━━━ Information shown ━━━

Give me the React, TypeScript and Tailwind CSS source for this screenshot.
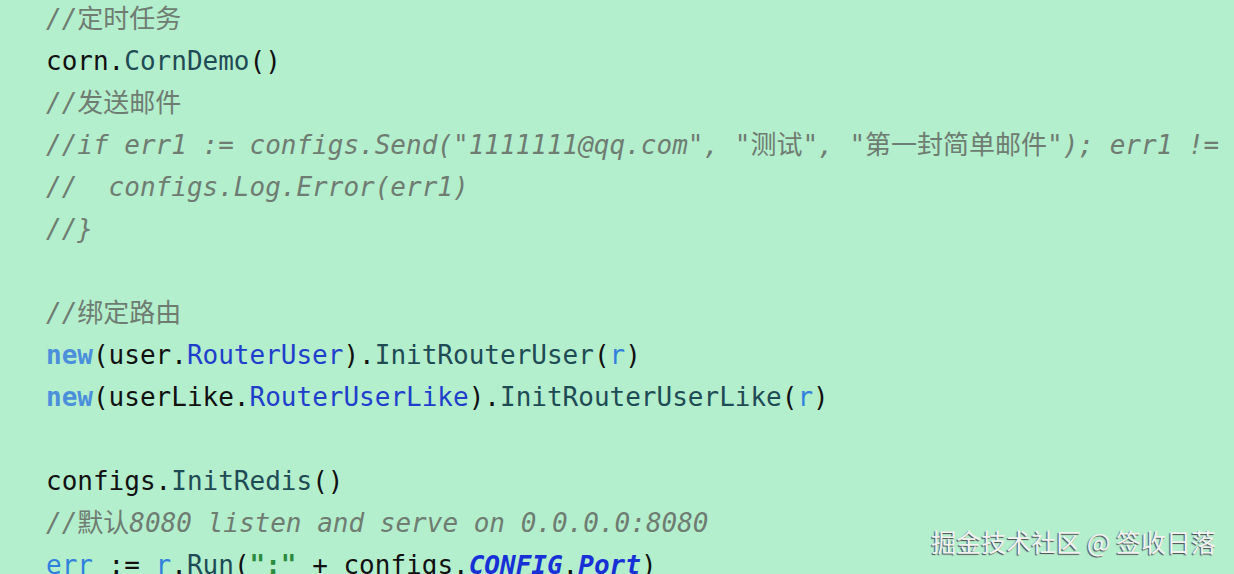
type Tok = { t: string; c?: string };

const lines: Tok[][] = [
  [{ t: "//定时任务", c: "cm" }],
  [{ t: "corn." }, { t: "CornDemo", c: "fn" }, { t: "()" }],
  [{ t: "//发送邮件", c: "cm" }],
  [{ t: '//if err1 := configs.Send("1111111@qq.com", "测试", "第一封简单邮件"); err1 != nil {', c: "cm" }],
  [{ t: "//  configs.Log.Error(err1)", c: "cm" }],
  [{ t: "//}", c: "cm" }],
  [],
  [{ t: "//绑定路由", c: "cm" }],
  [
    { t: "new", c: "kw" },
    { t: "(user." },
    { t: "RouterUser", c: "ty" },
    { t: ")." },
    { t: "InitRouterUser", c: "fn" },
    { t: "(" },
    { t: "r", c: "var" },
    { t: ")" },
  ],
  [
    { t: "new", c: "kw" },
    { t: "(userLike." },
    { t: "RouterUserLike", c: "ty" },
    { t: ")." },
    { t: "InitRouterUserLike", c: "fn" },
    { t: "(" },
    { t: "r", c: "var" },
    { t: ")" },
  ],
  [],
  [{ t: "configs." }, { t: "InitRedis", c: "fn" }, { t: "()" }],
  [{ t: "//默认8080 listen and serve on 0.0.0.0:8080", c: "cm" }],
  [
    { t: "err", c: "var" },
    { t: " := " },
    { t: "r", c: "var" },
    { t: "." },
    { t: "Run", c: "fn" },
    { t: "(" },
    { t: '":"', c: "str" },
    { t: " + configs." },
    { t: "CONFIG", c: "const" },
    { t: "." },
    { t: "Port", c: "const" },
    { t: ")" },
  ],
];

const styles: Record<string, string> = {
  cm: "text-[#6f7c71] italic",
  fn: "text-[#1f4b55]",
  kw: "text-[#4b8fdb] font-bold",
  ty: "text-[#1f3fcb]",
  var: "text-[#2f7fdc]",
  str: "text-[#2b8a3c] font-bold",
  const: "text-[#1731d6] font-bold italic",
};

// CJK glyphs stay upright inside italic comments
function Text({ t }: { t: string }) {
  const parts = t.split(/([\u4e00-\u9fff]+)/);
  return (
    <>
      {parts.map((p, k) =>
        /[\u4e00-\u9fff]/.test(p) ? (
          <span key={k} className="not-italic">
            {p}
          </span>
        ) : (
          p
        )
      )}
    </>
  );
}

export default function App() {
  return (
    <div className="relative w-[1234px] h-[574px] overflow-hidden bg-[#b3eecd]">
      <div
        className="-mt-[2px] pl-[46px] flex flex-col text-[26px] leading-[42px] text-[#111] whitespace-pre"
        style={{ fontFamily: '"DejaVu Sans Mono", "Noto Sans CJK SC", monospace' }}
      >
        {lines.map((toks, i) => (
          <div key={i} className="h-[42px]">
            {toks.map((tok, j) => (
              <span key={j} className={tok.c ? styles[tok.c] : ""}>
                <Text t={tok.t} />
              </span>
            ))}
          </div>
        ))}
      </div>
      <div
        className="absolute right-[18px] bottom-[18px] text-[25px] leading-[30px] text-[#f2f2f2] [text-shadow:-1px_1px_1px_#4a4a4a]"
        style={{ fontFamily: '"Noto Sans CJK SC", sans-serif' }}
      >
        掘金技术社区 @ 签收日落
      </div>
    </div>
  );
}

━━━

Directions for this task:
Repeat the listing in full and exactly. Do not include any images.

Response:
Give me the React, TypeScript and Tailwind CSS source for this screenshot.
type Tok = { t: string; c?: string };

const lines: Tok[][] = [
  [{ t: "//定时任务", c: "cm" }],
  [{ t: "corn." }, { t: "CornDemo", c: "fn" }, { t: "()" }],
  [{ t: "//发送邮件", c: "cm" }],
  [{ t: '//if err1 := configs.Send("1111111@qq.com", "测试", "第一封简单邮件"); err1 != nil {', c: "cm" }],
  [{ t: "//  configs.Log.Error(err1)", c: "cm" }],
  [{ t: "//}", c: "cm" }],
  [],
  [{ t: "//绑定路由", c: "cm" }],
  [
    { t: "new", c: "kw" },
    { t: "(user." },
    { t: "RouterUser", c: "ty" },
    { t: ")." },
    { t: "InitRouterUser", c: "fn" },
    { t: "(" },
    { t: "r", c: "var" },
    { t: ")" },
  ],
  [
    { t: "new", c: "kw" },
    { t: "(userLike." },
    { t: "RouterUserLike", c: "ty" },
    { t: ")." },
    { t: "InitRouterUserLike", c: "fn" },
    { t: "(" },
    { t: "r", c: "var" },
    { t: ")" },
  ],
  [],
  [{ t: "configs." }, { t: "InitRedis", c: "fn" }, { t: "()" }],
  [{ t: "//默认8080 listen and serve on 0.0.0.0:8080", c: "cm" }],
  [
    { t: "err", c: "var" },
    { t: " := " },
    { t: "r", c: "var" },
    { t: "." },
    { t: "Run", c: "fn" },
    { t: "(" },
    { t: '":"', c: "str" },
    { t: " + configs." },
    { t: "CONFIG", c: "const" },
    { t: "." },
    { t: "Port", c: "const" },
    { t: ")" },
  ],
];

const styles: Record<string, string> = {
  cm: "text-[#6f7c71] italic",
  fn: "text-[#1f4b55]",
  kw: "text-[#4b8fdb] font-bold",
  ty: "text-[#1f3fcb]",
  var: "text-[#2f7fdc]",
  str: "text-[#2b8a3c] font-bold",
  const: "text-[#1731d6] font-bold italic",
};

// CJK glyphs stay upright inside italic comments
function Text({ t }: { t: string }) {
  const parts = t.split(/([\u4e00-\u9fff]+)/);
  return (
    <>
      {parts.map((p, k) =>
        /[\u4e00-\u9fff]/.test(p) ? (
          <span key={k} className="not-italic">
            {p}
          </span>
        ) : (
          p
        )
      )}
    </>
  );
}

export default function App() {
  return (
    <div className="relative w-[1234px] h-[574px] overflow-hidden bg-[#b3eecd]">
      <div
        className="-mt-[2px] pl-[46px] flex flex-col text-[26px] leading-[42px] text-[#111] whitespace-pre"
        style={{ fontFamily: '"DejaVu Sans Mono", "Noto Sans CJK SC", monospace' }}
      >
        {lines.map((toks, i) => (
          <div key={i} className="h-[42px]">
            {toks.map((tok, j) => (
              <span key={j} className={tok.c ? styles[tok.c] : ""}>
                <Text t={tok.t} />
              </span>
            ))}
          </div>
        ))}
      </div>
      <div
        className="absolute right-[18px] bottom-[18px] text-[25px] leading-[30px] text-[#f2f2f2] [text-shadow:-1px_1px_1px_#4a4a4a]"
        style={{ fontFamily: '"Noto Sans CJK SC", sans-serif' }}
      >
        掘金技术社区 @ 签收日落
      </div>
    </div>
  );
}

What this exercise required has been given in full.